Pick out the lines below that contain the string "styles" and copy them all.
start
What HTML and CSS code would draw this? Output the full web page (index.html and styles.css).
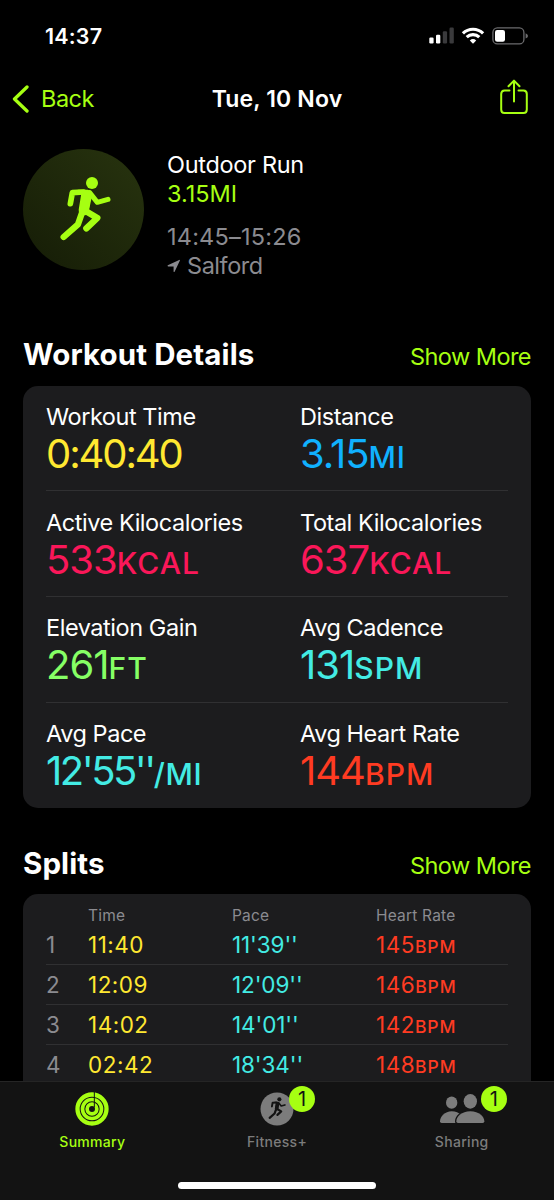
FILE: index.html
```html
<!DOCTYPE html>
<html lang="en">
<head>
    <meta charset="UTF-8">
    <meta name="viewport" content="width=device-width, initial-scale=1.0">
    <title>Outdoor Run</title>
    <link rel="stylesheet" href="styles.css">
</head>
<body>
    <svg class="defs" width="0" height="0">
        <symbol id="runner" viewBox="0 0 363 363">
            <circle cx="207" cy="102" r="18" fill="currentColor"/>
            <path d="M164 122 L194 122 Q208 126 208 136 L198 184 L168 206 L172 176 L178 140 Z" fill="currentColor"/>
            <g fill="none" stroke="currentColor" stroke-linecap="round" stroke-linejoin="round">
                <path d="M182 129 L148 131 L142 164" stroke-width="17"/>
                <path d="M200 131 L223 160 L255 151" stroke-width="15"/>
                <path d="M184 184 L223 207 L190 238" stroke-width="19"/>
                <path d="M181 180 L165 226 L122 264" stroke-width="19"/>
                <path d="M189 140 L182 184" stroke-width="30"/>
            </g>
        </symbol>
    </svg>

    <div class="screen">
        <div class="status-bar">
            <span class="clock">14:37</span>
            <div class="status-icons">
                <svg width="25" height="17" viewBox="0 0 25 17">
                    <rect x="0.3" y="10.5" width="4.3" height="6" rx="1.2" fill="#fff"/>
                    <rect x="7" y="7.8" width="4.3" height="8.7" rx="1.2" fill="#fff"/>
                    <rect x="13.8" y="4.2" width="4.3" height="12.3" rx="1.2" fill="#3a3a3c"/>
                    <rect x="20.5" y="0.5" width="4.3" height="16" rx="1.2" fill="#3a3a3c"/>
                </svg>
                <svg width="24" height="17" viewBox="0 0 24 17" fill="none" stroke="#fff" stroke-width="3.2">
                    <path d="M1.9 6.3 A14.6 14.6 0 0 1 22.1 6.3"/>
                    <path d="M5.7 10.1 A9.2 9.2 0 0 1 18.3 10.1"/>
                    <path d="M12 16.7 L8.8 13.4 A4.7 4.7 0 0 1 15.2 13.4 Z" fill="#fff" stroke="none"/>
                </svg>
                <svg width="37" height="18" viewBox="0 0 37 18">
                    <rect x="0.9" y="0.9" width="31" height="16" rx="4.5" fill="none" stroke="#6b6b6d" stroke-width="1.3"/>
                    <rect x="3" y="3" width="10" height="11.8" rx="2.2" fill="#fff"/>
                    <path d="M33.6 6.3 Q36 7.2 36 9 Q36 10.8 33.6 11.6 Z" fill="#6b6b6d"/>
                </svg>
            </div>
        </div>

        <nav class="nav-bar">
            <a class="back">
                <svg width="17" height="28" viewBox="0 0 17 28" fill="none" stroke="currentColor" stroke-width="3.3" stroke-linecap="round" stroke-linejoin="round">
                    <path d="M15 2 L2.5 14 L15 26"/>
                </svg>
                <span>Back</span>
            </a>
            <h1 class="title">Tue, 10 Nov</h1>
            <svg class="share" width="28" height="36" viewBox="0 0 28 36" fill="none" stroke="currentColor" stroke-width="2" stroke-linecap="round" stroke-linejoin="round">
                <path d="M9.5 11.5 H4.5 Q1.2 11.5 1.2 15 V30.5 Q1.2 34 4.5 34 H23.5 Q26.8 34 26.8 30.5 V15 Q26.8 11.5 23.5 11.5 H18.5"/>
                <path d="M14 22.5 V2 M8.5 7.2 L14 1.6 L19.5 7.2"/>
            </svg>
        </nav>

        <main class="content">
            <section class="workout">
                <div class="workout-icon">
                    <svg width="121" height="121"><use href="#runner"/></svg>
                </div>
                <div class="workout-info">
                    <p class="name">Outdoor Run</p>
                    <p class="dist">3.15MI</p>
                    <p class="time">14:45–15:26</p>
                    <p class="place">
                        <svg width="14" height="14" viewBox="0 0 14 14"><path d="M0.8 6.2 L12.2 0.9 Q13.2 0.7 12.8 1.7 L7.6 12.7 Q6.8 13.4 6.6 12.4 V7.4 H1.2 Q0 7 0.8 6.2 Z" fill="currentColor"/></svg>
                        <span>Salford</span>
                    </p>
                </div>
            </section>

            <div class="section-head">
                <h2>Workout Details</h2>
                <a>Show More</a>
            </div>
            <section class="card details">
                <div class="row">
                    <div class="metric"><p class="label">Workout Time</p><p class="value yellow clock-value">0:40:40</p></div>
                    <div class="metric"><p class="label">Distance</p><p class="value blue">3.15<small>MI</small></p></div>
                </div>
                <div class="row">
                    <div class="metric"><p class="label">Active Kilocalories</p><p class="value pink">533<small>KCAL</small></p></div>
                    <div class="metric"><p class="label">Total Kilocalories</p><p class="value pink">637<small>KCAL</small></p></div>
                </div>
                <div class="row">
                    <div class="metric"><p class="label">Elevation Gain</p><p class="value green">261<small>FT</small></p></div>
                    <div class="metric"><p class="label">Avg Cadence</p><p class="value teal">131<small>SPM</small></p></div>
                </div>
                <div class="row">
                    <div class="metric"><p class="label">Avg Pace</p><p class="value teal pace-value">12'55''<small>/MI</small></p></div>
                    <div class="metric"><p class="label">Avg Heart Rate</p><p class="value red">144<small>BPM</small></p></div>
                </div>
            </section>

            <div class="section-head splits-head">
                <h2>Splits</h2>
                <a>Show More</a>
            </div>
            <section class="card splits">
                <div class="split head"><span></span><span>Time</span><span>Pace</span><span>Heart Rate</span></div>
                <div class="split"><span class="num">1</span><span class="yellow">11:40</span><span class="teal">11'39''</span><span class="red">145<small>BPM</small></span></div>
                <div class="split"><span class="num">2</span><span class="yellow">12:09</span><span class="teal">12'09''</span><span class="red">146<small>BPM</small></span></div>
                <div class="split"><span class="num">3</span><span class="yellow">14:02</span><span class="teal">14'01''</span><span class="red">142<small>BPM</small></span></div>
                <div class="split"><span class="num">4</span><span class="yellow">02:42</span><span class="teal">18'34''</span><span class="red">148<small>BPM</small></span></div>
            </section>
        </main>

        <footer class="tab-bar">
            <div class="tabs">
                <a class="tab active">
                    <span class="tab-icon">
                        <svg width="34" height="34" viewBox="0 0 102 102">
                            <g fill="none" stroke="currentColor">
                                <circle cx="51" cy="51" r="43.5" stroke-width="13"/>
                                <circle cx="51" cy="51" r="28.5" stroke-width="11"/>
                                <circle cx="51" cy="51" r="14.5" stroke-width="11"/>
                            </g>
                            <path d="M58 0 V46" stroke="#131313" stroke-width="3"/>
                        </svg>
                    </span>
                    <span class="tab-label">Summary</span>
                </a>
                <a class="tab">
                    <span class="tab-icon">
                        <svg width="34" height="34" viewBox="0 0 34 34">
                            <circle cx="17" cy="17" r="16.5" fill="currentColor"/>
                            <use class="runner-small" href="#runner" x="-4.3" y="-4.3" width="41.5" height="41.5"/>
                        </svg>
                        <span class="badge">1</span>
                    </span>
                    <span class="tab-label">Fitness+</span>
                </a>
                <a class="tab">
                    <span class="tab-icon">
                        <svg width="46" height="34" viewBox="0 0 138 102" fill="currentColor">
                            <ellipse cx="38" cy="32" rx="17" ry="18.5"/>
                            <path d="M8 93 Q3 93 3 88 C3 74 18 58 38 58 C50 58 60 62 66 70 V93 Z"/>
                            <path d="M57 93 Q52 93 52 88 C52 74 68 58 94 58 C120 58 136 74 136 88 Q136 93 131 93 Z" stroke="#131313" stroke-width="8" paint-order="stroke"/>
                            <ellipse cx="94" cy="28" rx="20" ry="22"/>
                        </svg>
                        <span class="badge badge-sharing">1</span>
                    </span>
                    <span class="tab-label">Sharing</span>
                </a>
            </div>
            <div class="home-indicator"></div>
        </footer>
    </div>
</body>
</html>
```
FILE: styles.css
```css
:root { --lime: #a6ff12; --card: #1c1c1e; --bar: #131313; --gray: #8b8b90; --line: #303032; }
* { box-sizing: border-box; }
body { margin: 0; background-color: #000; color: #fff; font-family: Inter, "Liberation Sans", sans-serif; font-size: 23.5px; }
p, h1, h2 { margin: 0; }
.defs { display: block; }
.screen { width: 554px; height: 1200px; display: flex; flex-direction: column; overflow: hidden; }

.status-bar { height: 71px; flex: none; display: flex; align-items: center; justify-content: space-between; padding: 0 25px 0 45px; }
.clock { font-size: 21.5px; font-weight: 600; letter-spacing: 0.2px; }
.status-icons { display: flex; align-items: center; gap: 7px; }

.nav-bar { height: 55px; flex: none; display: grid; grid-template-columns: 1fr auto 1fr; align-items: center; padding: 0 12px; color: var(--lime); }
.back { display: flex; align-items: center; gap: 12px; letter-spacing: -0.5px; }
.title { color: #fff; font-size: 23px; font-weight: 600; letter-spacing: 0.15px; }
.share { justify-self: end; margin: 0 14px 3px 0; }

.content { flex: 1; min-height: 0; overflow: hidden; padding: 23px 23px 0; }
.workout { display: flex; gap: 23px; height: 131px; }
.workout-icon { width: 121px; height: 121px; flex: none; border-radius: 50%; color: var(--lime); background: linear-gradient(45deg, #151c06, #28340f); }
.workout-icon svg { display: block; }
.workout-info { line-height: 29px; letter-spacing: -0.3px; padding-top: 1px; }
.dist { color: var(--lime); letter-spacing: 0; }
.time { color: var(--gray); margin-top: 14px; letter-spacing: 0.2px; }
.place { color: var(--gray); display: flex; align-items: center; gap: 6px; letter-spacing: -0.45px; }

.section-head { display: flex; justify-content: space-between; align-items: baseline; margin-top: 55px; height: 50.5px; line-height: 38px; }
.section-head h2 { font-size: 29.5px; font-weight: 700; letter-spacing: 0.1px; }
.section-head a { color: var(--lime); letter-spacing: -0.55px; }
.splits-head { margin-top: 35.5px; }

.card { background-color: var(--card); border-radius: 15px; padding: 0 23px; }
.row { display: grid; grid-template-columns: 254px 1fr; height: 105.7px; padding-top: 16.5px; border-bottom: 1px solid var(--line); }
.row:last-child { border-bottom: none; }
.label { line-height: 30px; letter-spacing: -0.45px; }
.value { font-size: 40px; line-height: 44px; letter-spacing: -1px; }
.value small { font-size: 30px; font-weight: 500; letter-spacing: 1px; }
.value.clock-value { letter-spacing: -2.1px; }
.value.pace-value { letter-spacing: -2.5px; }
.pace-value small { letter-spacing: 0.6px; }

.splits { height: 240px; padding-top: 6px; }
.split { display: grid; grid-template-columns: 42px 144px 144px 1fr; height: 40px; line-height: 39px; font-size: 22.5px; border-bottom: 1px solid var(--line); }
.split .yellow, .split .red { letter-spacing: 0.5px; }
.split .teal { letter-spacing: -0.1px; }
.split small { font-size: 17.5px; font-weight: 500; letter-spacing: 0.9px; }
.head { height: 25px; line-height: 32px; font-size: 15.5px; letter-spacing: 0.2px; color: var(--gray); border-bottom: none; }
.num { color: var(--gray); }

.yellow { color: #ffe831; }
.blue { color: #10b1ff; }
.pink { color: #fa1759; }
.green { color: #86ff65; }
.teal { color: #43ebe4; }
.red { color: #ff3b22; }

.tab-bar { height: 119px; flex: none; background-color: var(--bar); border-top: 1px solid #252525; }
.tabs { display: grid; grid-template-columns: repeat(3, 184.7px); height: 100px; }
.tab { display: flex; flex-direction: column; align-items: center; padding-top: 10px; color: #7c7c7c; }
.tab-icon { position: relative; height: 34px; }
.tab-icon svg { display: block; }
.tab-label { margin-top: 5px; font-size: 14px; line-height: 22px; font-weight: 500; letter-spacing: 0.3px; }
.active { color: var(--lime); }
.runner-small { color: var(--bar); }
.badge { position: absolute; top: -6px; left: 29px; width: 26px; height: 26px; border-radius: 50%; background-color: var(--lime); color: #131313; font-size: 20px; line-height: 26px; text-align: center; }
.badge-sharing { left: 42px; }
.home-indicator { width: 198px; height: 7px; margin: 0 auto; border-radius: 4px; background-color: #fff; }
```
end
▶ [SOLUTION TO THIS PROBLEM]
What HTML and CSS code would draw this? Output the full web page (index.html and styles.css).
    <link rel="stylesheet" href="styles.css">
FILE: styles.css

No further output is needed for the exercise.